The most blatant exploitation of the treaty is seen during election time. Begum Zia played this card just before the 1991 elections, decisively turning the tide against what many considered a certain Awami victory. The propaganda was so effective that even discerning voters were led to believe that New Delhi would actually rule Bangladesh through a puppet regime in Dhaka. And now that elections are due, Khaleda Zia is once again raising the pitch against the treaty.

The question remains, is the treaty actually a secret document of servitude as is often claimed by vested interests? "It's absolute nonsense," says Fakhruddin Ahmed, a former foreign secretary. The treaty is a published document available in the Foreign Ministry library. Second, there is nothing in the treaty which is contrary to the interests of Bangladesh. "If there was anything secret or inimical to our interest in the treaty I would have definitely known," says Ahmed.

Indeed, a closer look at the treaty reveals nothing incriminating. "The Bangladesh-India Friendship Treaty was nothing more than a token necessity. It had no definite objectives," Foreign Secretary Farooq Sobhan observed in the Bangladesh weekly Jai Jai Din . But it is amazing that the foreign secretary finds a treaty signed by his president only of "token importance".

However, some virulent critics of the treaty point to Article 8, which they say compromises the sovereignty of Bangladesh. It states: "In accordance with the ties of friendship existing between the two countries, each of the high contracting parties solemnly declares that it shall not enter into or participate in any military alliance directed against the other party." The article continues: "Each of the high contracting parties shall refrain from any aggression against the other party and shall not allow the use of its territory for committing any act that may cause military damage to or constitute a threat to the security of the other high contracting party."

 But former foreign secretary General Sams Kibria points out that at the time the treaty was signed, Bangladesh faced a threat from Pakistan, which was bent on destroying it in its infancy. China openly sided with Pakistan during the liberation war, the entire Middle East was against it and so was the US, which threatened to send the 7th fleet to prevent Bangladesh from seceding. "In that hostile environment, Bangladesh had no choice but to sign the friendship treaty with India, the country which actively supported the liberation war, in order to safeguard its sovereignty and independence," Kibria explains.

 Khaleda Zia, however, has ruled out further renewal of the treaty after its expiry in 1997. The question of renewal doesn't arise, say independent analysts, since Bangladesh has made peace with its former enemies, all of whom have improved bilateral relations with Dhaka.

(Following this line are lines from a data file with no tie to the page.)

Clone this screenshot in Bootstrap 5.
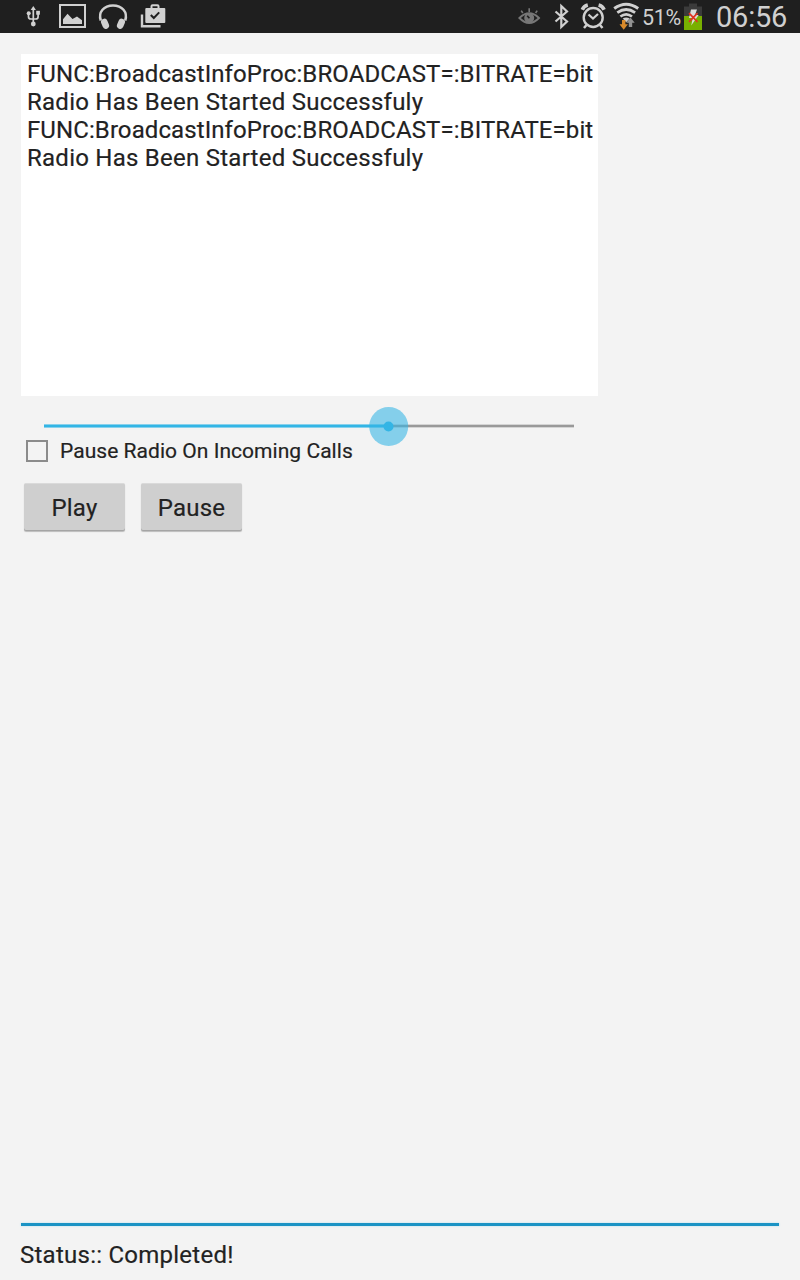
<!DOCTYPE html>
<html lang="en">
<head>
<meta charset="utf-8">
<meta name="viewport" content="width=device-width, initial-scale=1">
<title>Radio</title>
<link href="https://cdn.jsdelivr.net/npm/bootstrap@5.3.0/dist/css/bootstrap.min.css" rel="stylesheet">
<style>
body { font-family: Roboto, sans-serif; background: #f3f3f3; color: #222; }
.status-bar { height: 33px; background: #1f1f1f; color: #d0d0d0; }
.status-bar svg { display: block; flex: none; height: 33px; }
.pct { font-size: 21.5px; line-height: 35px; width: 39px; margin-left: 2px; white-space: nowrap; letter-spacing: -.3px; }
.clock { font-size: 29px; line-height: 34px; width: 72px; margin-left: 13px; margin-right: 12px; white-space: nowrap; letter-spacing: -.2px; }
main, .message { -webkit-text-stroke: .18px #222; }
.log { width: 577px; height: 342px; padding: 6px 5px 0 6px; margin: 21px 0 0 21px; font-size: 24px; line-height: 28px; }
.func-line { letter-spacing: .09px; }
.radio-line { letter-spacing: .25px; }
.seek { width: 530px; height: 40px; margin: 10px 0 0 44px; }
.pause-calls { height: 28px; margin: -9px 0 0 26px; font-size: 21px; line-height: 28px; gap: 12px; }
.call-text { letter-spacing: .04px; }
.pause-calls .form-check-input { width: 22px; height: 22px; border: 2px solid #8b8b8b; border-radius: 0; background: transparent; }
.controls { margin: 18px 0 0 24px; gap: 16px; }
.controls .btn { width: 101px; height: 48px; padding: 1px 0 0; font-size: 24px; line-height: 47px; letter-spacing: .2px; color: #222; background: #cfcfcf; border: 0; border-top: 1px solid #dadada; border-radius: 2px; box-shadow: inset 0 -1px #a5a5a5, 0 1px 1px #bcbcbc; }
.rule { height: 3px; margin: 0 21px; background: #1b93c4; box-shadow: 0 0 2px #a6dcef; }
.message { margin: 15px 0 11px 20px; font-size: 24px; line-height: 28px; height: 28px; letter-spacing: .25px; }
</style>
</head>
<body class="d-flex flex-column vh-100 overflow-hidden">
<header class="status-bar d-flex align-items-start">
  <svg width="200" height="33" viewBox="0 0 200 33" fill="none" stroke="#d0d0d0">
    <!-- usb -->
    <path d="M33.3 9v15M28.500 13.500v3.200q0 2.300 2.300 2.300h5q2.300 0 2.300-2.300V12.500" stroke-width="1.700"/>
    <path d="M33.3 6l2.600 4h-5.200z" fill="#d0d0d0" stroke="none"/>
    <circle cx="33.3" cy="24" r="2.400" fill="#d0d0d0" stroke="none"/>
    <circle cx="28.700" cy="13.300" r="2" fill="#d0d0d0" stroke="none"/>
    <path d="M36.200 10.800h3.700v3.900h-3.700z" fill="#d0d0d0" stroke="none"/>
    <!-- picture -->
    <path d="M60 5h25v22H60z" stroke-width="2"/>
    <path d="M63 24v-4.800l4.500-5.500 5 5.300 4.500-2.500 5 3.700V24z" fill="#d0d0d0" stroke="none"/>
    <!-- headphones -->
    <path d="M100.800 20.500C98 12 104 5.500 113 5.500s15 6.500 12.200 15" stroke-width="2.500"/>
    <path d="M104.300 22l1.500 3.600M121.700 22l-1.500 3.600" stroke-width="6.600" stroke-linecap="round"/>
    <!-- shop bag -->
    <path d="M142 14.500v11.700h18.500" stroke-width="2.400"/>
    <path d="M151.500 9V6.200q0-1 1-1h5q1 0 1 1V9" stroke-width="2"/>
    <rect x="145.300" y="8" width="20" height="15" rx="1" fill="#d0d0d0" stroke="none"/>
    <path d="M150.800 15l3 3 5.400-5.600" stroke="#1f1f1f" stroke-width="2"/>
  </svg>
  <svg class="ms-auto" width="125" height="33" viewBox="515 0 125 33" fill="none" stroke="#d0d0d0">
    <!-- eye -->
    <g stroke="#777"><path d="M519.400 18q9.800-9.500 19.600 0-9.800 10-19.600 0z" stroke-width="1.900"/>
    <path d="M529.200 12V8.300M522.800 13l-1.600-2.400M535.600 13l1.600-2.400" stroke-width="1.600"/>
    <circle cx="529.200" cy="18" r="5" fill="#777" stroke="none"/><path d="M527.200 15.800l2.200 2.400" stroke="#1f1f1f" stroke-width="1.700"/></g>
    <!-- bluetooth -->
    <path d="M555.500 11.500l11.500 10-5.700 5.500V6l5.700 5.500-11.500 10" stroke-width="2.200"/>
    <!-- alarm -->
    <circle cx="593.200" cy="17.500" r="9.500" stroke-width="2.400"/>
    <path d="M588.500 14.500l4.500 4 5-4.500" stroke-width="2.200"/>
    <path d="M582.300 9.700q1.500-3.700 5.500-4.700M604.100 9.700q-1.500-3.700-5.500-4.700" stroke-width="3.600"/>
    <path d="M586.500 25l-2.500 3M600 25l2.500 3" stroke-width="2.500"/>
    <!-- wifi -->
    <path d="M614.200 8.500q12-8.400 24 0" stroke-width="3"/><path d="M617.300 12.700q8.900-6.400 17.800 0" stroke-width="2.700"/><path d="M620.400 16.600q5.800-4.600 11.600 0" stroke-width="2.600"/>
    <path d="M622.700 18.600q3.500-2.200 7 0l-3.500 3.600z" fill="#d0d0d0" stroke="none"/>
    <path d="M622 20h3.400v4.300h2.500l-4.200 5.500-4.200-5.500h2.500z" fill="#d88a2b" stroke="none"/>
    <path d="M628.800 27v-4.300h-2.500l4.200-5.200 4.200 5.200h-2.500V27z" fill="#929292" stroke="none"/>
  </svg>
  <div class="pct">51%</div>
  <svg width="22" height="33" viewBox="681 0 22 33">
    <path d="M689 3.500h8v3h5V16h-18V6.500h5z" fill="#3b3b3b"/><path d="M684 16h18v14h-18z" fill="#78b000"/>
    <path d="M691 9.500h6l-2 5.500h3.700l-7.500 10.500 1.600-7.500H689z" fill="#ddd"/>
    <path d="M689 13.200l8.500 8.600M697.500 13.200l-8.500 8.600" stroke="#e03422" stroke-width="1.700"/>
  </svg>
  <div class="clock">06:56</div>
</header>
<main class="flex-grow-1">
  <div class="log bg-white overflow-hidden text-nowrap">
    <div class="overflow-hidden">
      <div class="func-line">FUNC:BroadcastInfoProc:BROADCAST=:BITRATE=bit</div>
      <div class="radio-line">Radio Has Been Started Successfuly</div>
      <div class="func-line">FUNC:BroadcastInfoProc:BROADCAST=:BITRATE=bit</div>
      <div class="radio-line">Radio Has Been Started Successfuly</div>
    </div>
  </div>
  <svg class="seek d-block" viewBox="0 0 530 40">
    <path d="M0 20h530" stroke="#d4d4d4" stroke-width="4"/><path d="M0 20h530" stroke="#999" stroke-width="2"/>
    <path d="M0 20h344" stroke="#a5dbee" stroke-width="4"/><path d="M0 20h344" stroke="#33b5e5" stroke-width="2.400"/>
    <circle cx="344.700" cy="20.500" r="19.500" fill="#33b5e5" fill-opacity=".58"/>
    <circle cx="344.500" cy="20.500" r="5" fill="#33b5e5"/>
  </svg>
  <label class="pause-calls d-flex align-items-center">
    <input class="form-check-input m-0" type="checkbox"><span class="call-text">Pause Radio On Incoming Calls</span>
  </label>
  <div class="controls d-flex">
    <button class="btn" type="button">Play</button>
    <button class="btn" type="button">Pause</button>
  </div>
</main>
<footer>
  <div class="rule"></div>
  <div class="message">Status:: Completed!</div>
</footer>
<script src="https://cdn.jsdelivr.net/npm/bootstrap@5.3.0/dist/js/bootstrap.bundle.min.js"></script>
</body>
</html>
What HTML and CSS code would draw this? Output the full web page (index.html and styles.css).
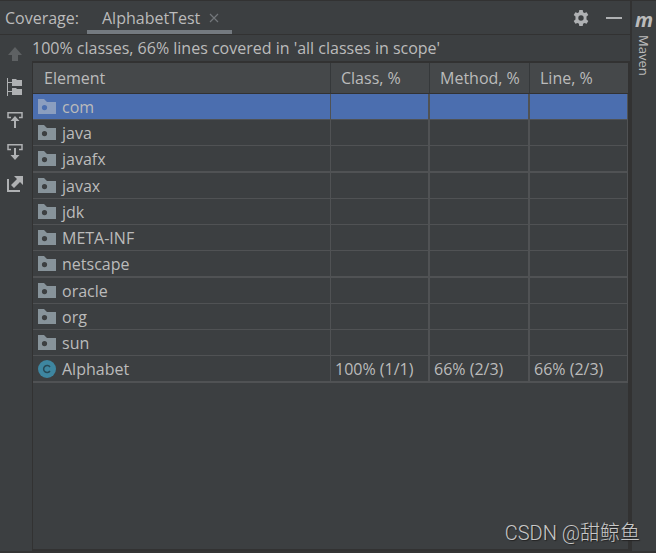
FILE: index.html
```html
<!doctype html>
<html lang="en">
  <head>
    <meta charset="UTF-8" />
    <meta name="viewport" content="width=device-width, initial-scale=1.0" />
    <title>Coverage: AlphabetTest</title>
    <link rel="stylesheet" href="styles.css">
  </head>
  <body>
    <!-- shared icons -->
    <svg class="sprite" aria-hidden="true">
      <symbol id="folder" viewBox="0 0 18 15">
        <path fill-rule="evenodd" d="M0 0h6l3 3h9v12H0zM6.500 6a2.600 2.600 0 1 0 0 5.200 2.600 2.600 0 0 0 0-5.200z" />
      </symbol>
    </svg>

    <div class="window">
      <main class="tool-window">
        <header class="tool-header">
          <h1 class="title">Coverage:</h1>
          <div class="tab">
            <span>AlphabetTest</span>
            <button class="icon-button tab-close" aria-label="Close tab">
              <svg width="10" height="10" viewBox="0 0 10 10"><path d="M1 1l8 8M9 1L1 9" fill="none" stroke="#72767a" stroke-width="1.200" /></svg>
            </button>
          </div>
          <div class="header-actions">
            <button class="icon-button" aria-label="Settings">
              <svg width="16" height="16" viewBox="0 0 16 16">
                <path fill="#afb1b3" fill-rule="evenodd" d="M6.300 0h3.400l.4 2.300 1.300.7 2.200-.8 1.700 2.900-1.800 1.500v2.800l1.800 1.500-1.700 2.900-2.200-.8-1.300.7-.4 2.300H6.300l-.4-2.300-1.300-.7-2.200.8-1.700-2.900 1.800-1.500V6.600L.7 5.100l1.700-2.900 2.200.8 1.300-.7zM8 5.300a2.700 2.700 0 1 0 0 5.400 2.700 2.700 0 0 0 0-5.400z" />
              </svg>
            </button>
            <button class="icon-button" aria-label="Hide">
              <svg width="16" height="16" viewBox="0 0 16 16"><path fill="#afb1b3" d="M0 7h16v2H0z" /></svg>
            </button>
          </div>
        </header>

        <div class="tool-body">
          <nav class="toolbar" aria-label="Coverage actions">
            <button class="icon-button" aria-label="Navigate up" disabled>
              <svg width="16" height="16" viewBox="0 0 16 16"><path fill="#5e6163" d="M8 1l7 8h-4v6H5V9H1z" /></svg>
            </button>
            <button class="icon-button" aria-label="Flatten packages">
              <svg width="16" height="18" viewBox="0 0 16 18">
                <path fill="#afb1b3" d="M0 0h1v18H0zM1 4h4v1H1zM1 13h4v1H1zM5 1h4l1 1h5v6H5zM5 10h4l1 1h5v6H5z" />
              </svg>
            </button>
            <button class="icon-button" aria-label="Always select opened element">
              <svg width="16" height="16" viewBox="0 0 16 16">
                <path fill="none" stroke="#afb1b3" stroke-width="1.500" d="M4 5.500H1V.8h14v4.700h-3" />
                <path fill="#afb1b3" d="M8 4l4.500 5H9v7H7V9H3.500z" />
              </svg>
            </button>
            <button class="icon-button" aria-label="Autoscroll to source">
              <svg width="16" height="16" viewBox="0 0 16 16">
                <path fill="none" stroke="#afb1b3" stroke-width="1.500" d="M4 5.500H1V.8h14v4.700h-3" />
                <path fill="#afb1b3" d="M7 4h2v7h3.500L8 16l-4.500-5H7z" />
              </svg>
            </button>
            <button class="icon-button" aria-label="Generate coverage report">
              <svg width="16" height="16" viewBox="0 0 16 16">
                <path fill="#afb1b3" d="M0 3h2v11h11v2H0zM7 0h9v9l-3-3-6 6-3-3 6-6z" />
              </svg>
            </button>
          </nav>

          <section class="content">
            <p class="summary">100% classes, 66% lines covered in 'all classes in scope'</p>
            <div class="table-area">
              <table class="coverage">
                <thead>
                  <tr>
                    <th scope="col">Element</th>
                    <th scope="col" class="col-class">Class, %</th>
                    <th scope="col" class="col-method">Method, %</th>
                    <th scope="col" class="col-line">Line, %</th>
                  </tr>
                </thead>
                <tbody>
                  <tr class="selected"><td><svg class="folder"><use href="#folder" /></svg>com</td><td></td><td></td><td></td></tr>
                  <tr><td><svg class="folder"><use href="#folder" /></svg>java</td><td></td><td></td><td></td></tr>
                  <tr class="thick"><td><svg class="folder"><use href="#folder" /></svg>javafx</td><td></td><td></td><td></td></tr>
                  <tr><td><svg class="folder"><use href="#folder" /></svg>javax</td><td></td><td></td><td></td></tr>
                  <tr><td><svg class="folder"><use href="#folder" /></svg>jdk</td><td></td><td></td><td></td></tr>
                  <tr><td><svg class="folder"><use href="#folder" /></svg>META-INF</td><td></td><td></td><td></td></tr>
                  <tr class="thick"><td><svg class="folder"><use href="#folder" /></svg>netscape</td><td></td><td></td><td></td></tr>
                  <tr><td><svg class="folder"><use href="#folder" /></svg>oracle</td><td></td><td></td><td></td></tr>
                  <tr><td><svg class="folder"><use href="#folder" /></svg>org</td><td></td><td></td><td></td></tr>
                  <tr><td><svg class="folder"><use href="#folder" /></svg>sun</td><td></td><td></td><td></td></tr>
                  <tr class="thick">
                    <td>
                      <svg class="class-icon" viewBox="0 0 18 18">
                        <circle cx="9" cy="9" r="9" fill="#3e86a0" />
                        <path d="M12 7a3.500 3.500 0 1 0 0 4" fill="none" stroke="#274956" stroke-width="1.500" />
                      </svg>Alphabet
                    </td>
                    <td>100% (1/1)</td>
                    <td>66% (2/3)</td>
                    <td>66% (2/3)</td>
                  </tr>
                </tbody>
              </table>
            </div>
          </section>
        </div>
      </main>

      <aside class="side-bar">
        <button class="side-tab">
          <span class="maven-logo" aria-hidden="true">m</span>
          <span class="side-label">Maven</span>
        </button>
      </aside>
    </div>

    <div class="watermark">CSDN @甜鲸鱼</div>
  </body>
</html>
```

FILE: styles.css
```css
* {
  box-sizing: border-box;
}
body {
  margin: 0;
  background-color: #3c3f41;
  color: #bbbbbb;
  font-family: "Open Sans", "Noto Sans", "Noto Sans CJK SC", sans-serif;
  font-size: 16px;
  line-height: 20px;
}
button {
  font: inherit;
  color: inherit;
}
.sprite {
  display: none;
}
.window {
  display: flex;
  min-height: 100vh;
  border-top: 1px solid #323232;
  border-bottom: 2px solid #353535;
}
.tool-window {
  flex: 1;
  display: flex;
  flex-direction: column;
  min-width: 0;
}

/* header */
.tool-header {
  display: flex;
  align-items: stretch;
  height: 34px;
  border-bottom: 1px solid #323232;
}
.title {
  margin: 0;
  padding: 7px 8px 0 5px;
  font-size: 16px;
  font-weight: normal;
}
.tab {
  display: flex;
  align-items: center;
  gap: 9px;
  padding: 4px 13px 0 15px;
  border-bottom: 4px solid #747a80;
}
.icon-button {
  display: flex;
  padding: 0;
  border: none;
  background: none;
  cursor: pointer;
}
.header-actions {
  display: flex;
  align-items: center;
  gap: 17px;
  margin-left: auto;
  padding-right: 8px;
}

/* body */
.tool-body {
  flex: 1;
  display: flex;
}
.toolbar {
  display: flex;
  flex-direction: column;
  align-items: center;
  gap: 16px;
  width: 32px;
  padding: 11px 2px 0 0;
}
.content {
  flex: 1;
  display: flex;
  flex-direction: column;
  min-width: 0;
}
.summary {
  margin: 0;
  padding: 3px 0;
}
.table-area {
  flex: 1;
  border: solid #323232;
  border-width: 2px 2px 2px 1px;
}
.coverage {
  width: 100%;
  table-layout: fixed;
  border-collapse: separate;
  border-spacing: 0;
}
.coverage th {
  height: 31px;
  padding: 0 0 0 10px;
  background-color: #45484a;
  border-right: 1px solid #35383a;
  border-bottom: 1px solid #323232;
  font-weight: normal;
  text-align: left;
}
.coverage th:first-child {
  padding-left: 11px;
}
.coverage th:last-child {
  border-right: none;
}
.col-class {
  width: 99px;
}
.col-method {
  width: 100px;
}
.col-line {
  width: 98px;
}
.coverage td {
  height: 26px;
  padding: 0 0 0 4px;
  border-right: 2px solid #505254;
  border-bottom: 1px solid #505254;
}
.coverage td:first-child {
  padding-left: 5px;
}
.coverage td:first-child,
.coverage td:last-child {
  border-right-width: 1px;
}
.coverage .thick td {
  height: 27px;
  border-bottom-width: 2px;
}
.coverage .selected td {
  background-color: #4b6eaf;
}
.folder,
.class-icon {
  width: 18px;
  height: 18px;
  margin-right: 6px;
  vertical-align: middle;
}
.folder {
  height: 15px;
  margin-top: -4px;
  fill: #87939a;
}
.class-icon {
  margin-top: -2px;
}
.selected .folder {
  fill: #8b9ebf;
}

/* right stripe */
.side-bar {
  width: 26px;
  border-left: 2px solid #323232;
}
.side-tab {
  display: flex;
  flex-direction: column;
  align-items: center;
  width: 100%;
  padding: 7px 0 0;
  border: none;
  background: none;
}
.maven-logo {
  font-family: "Open Sans", sans-serif;
  font-size: 20px;
  font-style: italic;
  font-weight: bold;
  line-height: 24px;
}
.side-label {
  margin-top: 3px;
  font-size: 13px;
  line-height: 22px;
  writing-mode: vertical-rl;
}

.watermark {
  position: absolute;
  right: 16px;
  bottom: 8px;
  color: #c8c8c8;
  font-family: Roboto, "Noto Sans CJK SC", sans-serif;
  font-size: 20px;
  font-weight: 300;
  line-height: 24px;
  text-shadow: 1px 1px 1px #222222;
}
```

Surprisingly, even the Awami League, which is accused of collaborating with India to make Bangladesh a vassal state, finds it expedient to use the treaty for political ends. Awami League chief Sheikh Hasina declared in 1994 that if voted to power, her government would not renew the treaty with India, giving credence to the feeling that it was anti-Bangladesh.

It's time the myth was debunked. According to a senior Indian diplomat, the point that all political parties and leaders in Bangladesh should remember is that "the Indian people and Government are totally indifferent to whether the treaty exists or not. If not renewing the treaty helps Bangladesh, then God bless them".